» **GOAL OF THE EXERCISE**: Identify the lines that contain the word "React", then copy them.

## BEGIN ENTRIES

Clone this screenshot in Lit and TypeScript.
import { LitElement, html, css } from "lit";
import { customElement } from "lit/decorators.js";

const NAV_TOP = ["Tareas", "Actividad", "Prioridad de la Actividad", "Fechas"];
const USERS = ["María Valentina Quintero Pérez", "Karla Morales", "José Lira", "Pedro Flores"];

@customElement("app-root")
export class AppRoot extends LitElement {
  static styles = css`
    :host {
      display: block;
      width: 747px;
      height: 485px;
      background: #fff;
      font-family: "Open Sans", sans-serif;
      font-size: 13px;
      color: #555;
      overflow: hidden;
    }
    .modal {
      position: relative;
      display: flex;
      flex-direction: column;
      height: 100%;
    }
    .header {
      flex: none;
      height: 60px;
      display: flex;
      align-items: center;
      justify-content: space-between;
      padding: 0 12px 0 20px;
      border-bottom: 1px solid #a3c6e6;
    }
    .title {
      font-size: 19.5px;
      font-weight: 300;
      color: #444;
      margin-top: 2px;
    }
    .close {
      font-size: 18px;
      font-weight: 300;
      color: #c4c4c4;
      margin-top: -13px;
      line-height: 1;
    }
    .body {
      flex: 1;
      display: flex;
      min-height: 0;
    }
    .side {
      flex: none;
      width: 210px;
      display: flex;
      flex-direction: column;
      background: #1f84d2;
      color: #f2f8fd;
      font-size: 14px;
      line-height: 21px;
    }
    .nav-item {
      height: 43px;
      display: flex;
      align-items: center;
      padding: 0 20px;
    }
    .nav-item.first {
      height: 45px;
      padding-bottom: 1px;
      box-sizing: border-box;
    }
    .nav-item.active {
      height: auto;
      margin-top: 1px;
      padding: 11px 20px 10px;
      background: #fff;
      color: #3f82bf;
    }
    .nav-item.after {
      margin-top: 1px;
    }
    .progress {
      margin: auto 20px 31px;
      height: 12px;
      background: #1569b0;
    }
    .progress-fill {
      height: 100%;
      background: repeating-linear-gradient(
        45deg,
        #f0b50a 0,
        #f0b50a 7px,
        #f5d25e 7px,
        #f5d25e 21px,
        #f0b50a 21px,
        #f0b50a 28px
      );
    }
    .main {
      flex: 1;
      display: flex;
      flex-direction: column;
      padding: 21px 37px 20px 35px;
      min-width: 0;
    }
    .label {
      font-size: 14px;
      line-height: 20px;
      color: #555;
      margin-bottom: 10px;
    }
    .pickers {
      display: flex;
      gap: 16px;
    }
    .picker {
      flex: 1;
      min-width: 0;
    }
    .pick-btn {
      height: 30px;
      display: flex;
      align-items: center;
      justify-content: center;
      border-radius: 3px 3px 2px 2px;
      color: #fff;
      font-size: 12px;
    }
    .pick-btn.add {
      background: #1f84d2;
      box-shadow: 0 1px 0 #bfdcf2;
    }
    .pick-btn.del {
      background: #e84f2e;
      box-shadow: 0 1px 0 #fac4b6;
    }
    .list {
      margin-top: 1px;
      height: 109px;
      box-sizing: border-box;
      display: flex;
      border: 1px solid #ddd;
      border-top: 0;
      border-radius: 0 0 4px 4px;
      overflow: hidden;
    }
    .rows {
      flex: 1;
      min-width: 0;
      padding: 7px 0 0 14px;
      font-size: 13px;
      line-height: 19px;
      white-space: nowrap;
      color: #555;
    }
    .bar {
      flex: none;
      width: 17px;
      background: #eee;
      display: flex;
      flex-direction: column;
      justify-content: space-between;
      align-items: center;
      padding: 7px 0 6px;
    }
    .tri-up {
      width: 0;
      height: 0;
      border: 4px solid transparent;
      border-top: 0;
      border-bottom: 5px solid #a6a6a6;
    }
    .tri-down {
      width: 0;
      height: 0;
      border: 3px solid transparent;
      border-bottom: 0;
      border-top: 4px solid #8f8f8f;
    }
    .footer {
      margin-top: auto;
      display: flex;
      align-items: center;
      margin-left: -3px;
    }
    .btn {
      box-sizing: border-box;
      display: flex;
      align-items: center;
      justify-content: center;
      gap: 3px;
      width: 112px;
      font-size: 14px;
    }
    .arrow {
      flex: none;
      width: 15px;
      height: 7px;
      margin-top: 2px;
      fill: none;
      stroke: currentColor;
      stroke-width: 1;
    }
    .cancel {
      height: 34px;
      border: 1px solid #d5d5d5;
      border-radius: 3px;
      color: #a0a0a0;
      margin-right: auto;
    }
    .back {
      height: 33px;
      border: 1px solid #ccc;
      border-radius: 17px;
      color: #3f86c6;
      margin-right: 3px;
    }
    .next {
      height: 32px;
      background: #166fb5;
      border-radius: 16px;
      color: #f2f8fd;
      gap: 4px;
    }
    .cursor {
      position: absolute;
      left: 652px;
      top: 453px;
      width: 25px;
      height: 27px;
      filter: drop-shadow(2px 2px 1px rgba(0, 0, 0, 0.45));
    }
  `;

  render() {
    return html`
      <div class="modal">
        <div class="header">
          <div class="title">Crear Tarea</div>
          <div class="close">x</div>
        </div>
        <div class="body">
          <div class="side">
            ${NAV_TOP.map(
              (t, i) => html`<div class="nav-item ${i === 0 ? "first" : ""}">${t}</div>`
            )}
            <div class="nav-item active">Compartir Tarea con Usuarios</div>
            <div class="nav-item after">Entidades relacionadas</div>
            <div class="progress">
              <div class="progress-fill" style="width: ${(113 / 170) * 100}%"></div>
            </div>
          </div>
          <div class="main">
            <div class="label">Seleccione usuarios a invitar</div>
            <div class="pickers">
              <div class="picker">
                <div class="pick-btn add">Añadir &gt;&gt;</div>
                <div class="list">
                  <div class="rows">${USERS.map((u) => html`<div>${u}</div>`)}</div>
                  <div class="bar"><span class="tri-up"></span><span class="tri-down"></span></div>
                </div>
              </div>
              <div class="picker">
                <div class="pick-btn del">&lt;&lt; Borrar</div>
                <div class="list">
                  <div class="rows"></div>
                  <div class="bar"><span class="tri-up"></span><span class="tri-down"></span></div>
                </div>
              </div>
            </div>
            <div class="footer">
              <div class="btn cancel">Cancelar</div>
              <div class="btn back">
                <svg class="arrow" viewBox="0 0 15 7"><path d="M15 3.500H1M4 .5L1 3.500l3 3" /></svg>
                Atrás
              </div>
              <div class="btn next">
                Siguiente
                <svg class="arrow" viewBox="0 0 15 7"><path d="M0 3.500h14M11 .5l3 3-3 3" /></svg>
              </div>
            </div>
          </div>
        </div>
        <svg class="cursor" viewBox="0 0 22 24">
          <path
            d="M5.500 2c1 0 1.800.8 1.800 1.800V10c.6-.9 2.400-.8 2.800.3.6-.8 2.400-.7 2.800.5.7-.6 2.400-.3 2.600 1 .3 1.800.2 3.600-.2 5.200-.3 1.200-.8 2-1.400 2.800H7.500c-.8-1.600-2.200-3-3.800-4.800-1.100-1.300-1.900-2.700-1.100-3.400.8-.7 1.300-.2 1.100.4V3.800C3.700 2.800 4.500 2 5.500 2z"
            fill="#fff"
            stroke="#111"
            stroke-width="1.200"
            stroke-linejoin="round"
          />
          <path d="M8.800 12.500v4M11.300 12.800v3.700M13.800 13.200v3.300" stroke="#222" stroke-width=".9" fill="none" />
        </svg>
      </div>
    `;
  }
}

## END ENTRIES
## BEGIN ENTRIES

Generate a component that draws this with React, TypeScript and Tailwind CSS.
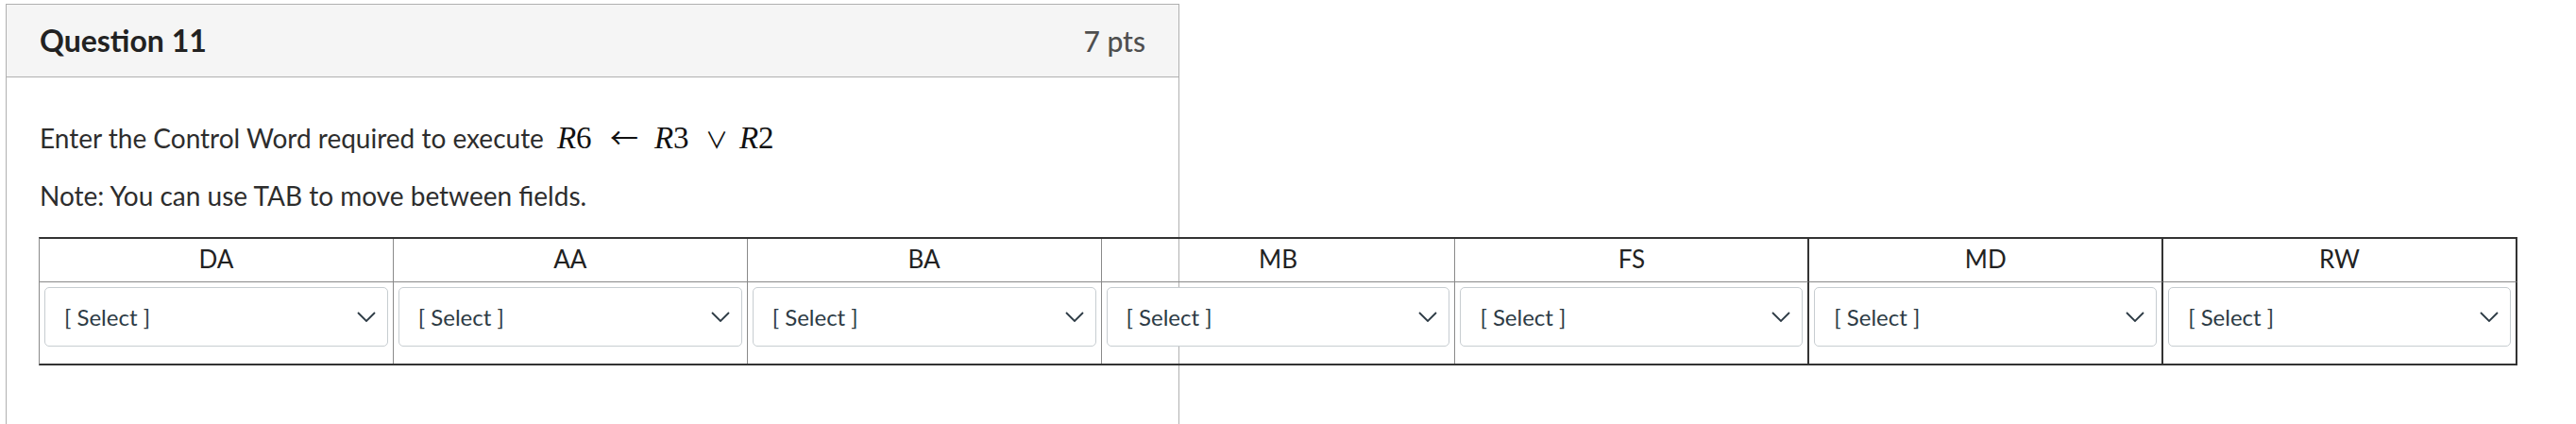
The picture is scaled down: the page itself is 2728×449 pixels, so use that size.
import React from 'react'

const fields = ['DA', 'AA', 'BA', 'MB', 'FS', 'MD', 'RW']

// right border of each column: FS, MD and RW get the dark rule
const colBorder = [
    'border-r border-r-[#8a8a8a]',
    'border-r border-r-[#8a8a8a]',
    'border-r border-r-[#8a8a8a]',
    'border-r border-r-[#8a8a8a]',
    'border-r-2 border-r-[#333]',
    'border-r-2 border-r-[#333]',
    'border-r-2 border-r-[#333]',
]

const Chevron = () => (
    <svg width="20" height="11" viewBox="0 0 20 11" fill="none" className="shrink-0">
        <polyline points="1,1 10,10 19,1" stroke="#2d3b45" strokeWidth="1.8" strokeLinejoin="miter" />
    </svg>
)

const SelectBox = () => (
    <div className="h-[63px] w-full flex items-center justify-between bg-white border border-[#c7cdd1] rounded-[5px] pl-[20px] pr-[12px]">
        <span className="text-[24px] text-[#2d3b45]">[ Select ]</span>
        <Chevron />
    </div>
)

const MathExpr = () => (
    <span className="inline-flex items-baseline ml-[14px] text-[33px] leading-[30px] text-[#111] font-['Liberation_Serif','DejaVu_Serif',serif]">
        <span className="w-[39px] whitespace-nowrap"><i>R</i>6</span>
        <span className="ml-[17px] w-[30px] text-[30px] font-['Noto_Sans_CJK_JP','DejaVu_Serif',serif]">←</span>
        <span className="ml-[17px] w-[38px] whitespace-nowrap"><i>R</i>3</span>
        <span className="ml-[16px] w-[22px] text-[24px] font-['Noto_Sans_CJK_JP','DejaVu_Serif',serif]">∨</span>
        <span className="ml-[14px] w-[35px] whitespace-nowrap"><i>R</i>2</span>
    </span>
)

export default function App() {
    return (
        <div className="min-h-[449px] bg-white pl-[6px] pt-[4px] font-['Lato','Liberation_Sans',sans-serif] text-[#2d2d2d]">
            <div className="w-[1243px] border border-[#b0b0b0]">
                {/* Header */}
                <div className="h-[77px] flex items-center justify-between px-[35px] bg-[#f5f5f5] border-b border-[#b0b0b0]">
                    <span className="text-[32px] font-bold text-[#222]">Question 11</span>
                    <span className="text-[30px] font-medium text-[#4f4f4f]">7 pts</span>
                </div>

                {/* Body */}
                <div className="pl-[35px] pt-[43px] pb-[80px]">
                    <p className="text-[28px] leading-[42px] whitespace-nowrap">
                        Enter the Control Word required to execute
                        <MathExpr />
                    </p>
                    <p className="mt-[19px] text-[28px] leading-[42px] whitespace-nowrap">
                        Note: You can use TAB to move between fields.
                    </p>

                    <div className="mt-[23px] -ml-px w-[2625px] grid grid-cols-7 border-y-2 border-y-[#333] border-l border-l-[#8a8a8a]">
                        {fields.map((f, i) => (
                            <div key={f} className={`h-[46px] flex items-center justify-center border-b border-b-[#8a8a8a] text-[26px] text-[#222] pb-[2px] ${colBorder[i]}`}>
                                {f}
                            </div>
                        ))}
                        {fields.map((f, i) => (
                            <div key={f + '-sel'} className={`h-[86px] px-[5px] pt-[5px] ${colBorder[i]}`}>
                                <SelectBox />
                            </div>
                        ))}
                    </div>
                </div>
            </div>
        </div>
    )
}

## END ENTRIES

» **RESPONSE TO THIS EXERCISE**:
Generate a component that draws this with React, TypeScript and Tailwind CSS.
import React from 'react'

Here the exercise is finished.